Para a temporada de vendas de fim do ano, os pedidos de Black Friday e Natal já foram colocados para a indústria. Ornelas não informa os volumes em relação a 2019. Diz que colocou pedidos equivalentes a “40%, 45% da produção”, a depender da indústria e do produto. Menciona a expectativa de um terceiro trimestre “muito forte” sobre 2019. Por região, São Paulo ainda cresce mais devagar, e Norte e Nordeste estão com desempenho acima da média.
“Se não aparecer nenhuma cepa nova e o país vacinar em massa [a segunda dose] até outubro, teremos um bom Natal”, diz Ornelas.
“O que está ficando mais forte é janeiro, com as ações comerciais do mês. O varejo conseguiu deixar o Natal morno, pois acabou no meio da Black Friday e da liquidação de janeiro. Hoje, existem as queimas de produtos novos em janeiro, porque o consumidor quer produto novo. Isso do apelo da liquidação, de troca de mostruário, morreu. Até existe isso, de sair com TV na cabeça, mas se ocorre em volume muito grande, é um sinal de que a rede girou mal seus produtos. E produto parado dentro de casa custa caro”.
Sobre a abertura de 23 unidades do Magazine Luiza, em junho, no Rio de Janeiro, onde estão 156 lojas de Ponto e Casas Bahia, a Via diz que reformou “todas as lojas” três a quatro meses atrás, mas nega alguma ação comercial específica por causa do rival.

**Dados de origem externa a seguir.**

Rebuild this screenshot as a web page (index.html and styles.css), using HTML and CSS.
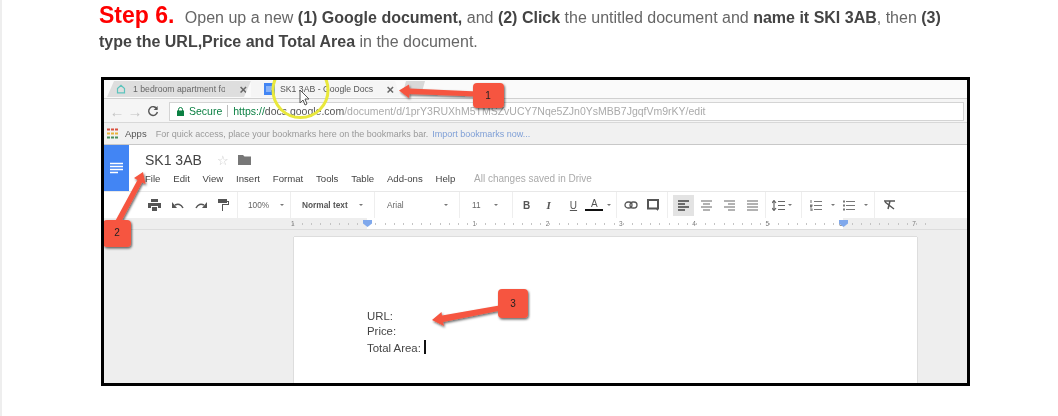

“Quando chega um concorrente, o mercado todo melhora. Eu vendi muito mais do que eu estava vendendo [na semana antes do Magazine entrar]. Mas eu vou sentir mesmo o que vai acontecer daqui a algum tempo”, diz. “Eles [Magazine] planejam ter dois milhões de metros quadrados em 2023. Eu tenho 2,6 milhões “, disse Ornelas. “Eles entraram no Rio e eu entrei no Pará [no fim de 2020], e eles estavam sozinhos no Pará. Lá, eles tinham 50 lojas e eu 15. Daqui a dois meses, eu terei 50. Estou com 48 lojas contratadas lá”.
Neste ano, a Via vai abrir 120 pontos no país – 22 já foram inaugurados. Os 100 restantes (já contratados) equivalem a uma média de 20 lojas, até novembro. Em dezembro o varejo costuma reduzir o ritmo de aberturas.